# What the task asks
Among the entries, which lines carry the string "React"? Copy each of them.

# Exercise input
* * * * * * * * *

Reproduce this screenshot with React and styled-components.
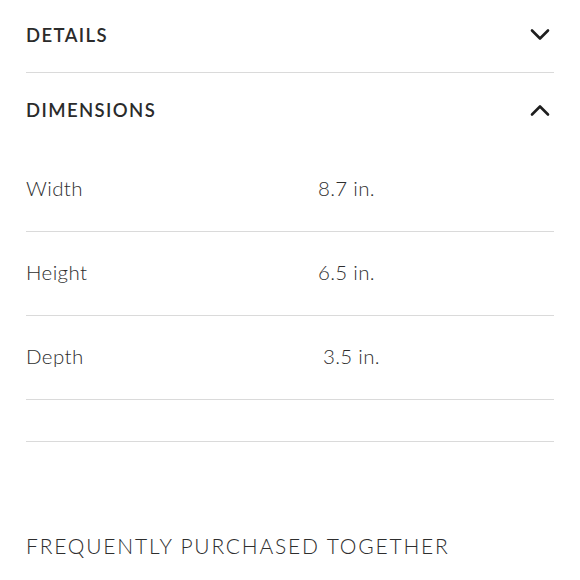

* * * * * * * * *

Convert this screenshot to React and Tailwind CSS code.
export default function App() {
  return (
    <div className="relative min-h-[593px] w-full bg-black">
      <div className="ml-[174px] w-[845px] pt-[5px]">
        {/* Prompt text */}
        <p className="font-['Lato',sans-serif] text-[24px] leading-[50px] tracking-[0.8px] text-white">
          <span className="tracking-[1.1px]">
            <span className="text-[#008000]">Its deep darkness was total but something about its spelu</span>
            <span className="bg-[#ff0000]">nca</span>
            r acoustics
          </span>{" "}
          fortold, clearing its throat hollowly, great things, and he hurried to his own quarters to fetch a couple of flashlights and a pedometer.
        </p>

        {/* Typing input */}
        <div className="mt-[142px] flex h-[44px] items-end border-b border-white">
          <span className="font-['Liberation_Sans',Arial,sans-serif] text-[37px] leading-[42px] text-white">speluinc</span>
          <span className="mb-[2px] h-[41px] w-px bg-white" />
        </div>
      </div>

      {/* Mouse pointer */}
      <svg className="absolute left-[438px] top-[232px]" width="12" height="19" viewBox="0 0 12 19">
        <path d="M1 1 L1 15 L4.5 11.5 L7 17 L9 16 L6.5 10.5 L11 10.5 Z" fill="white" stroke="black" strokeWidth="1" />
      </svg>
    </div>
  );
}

* * * * * * * * *

# Right answer
Reproduce this screenshot with React and styled-components.
Convert this screenshot to React and Tailwind CSS code.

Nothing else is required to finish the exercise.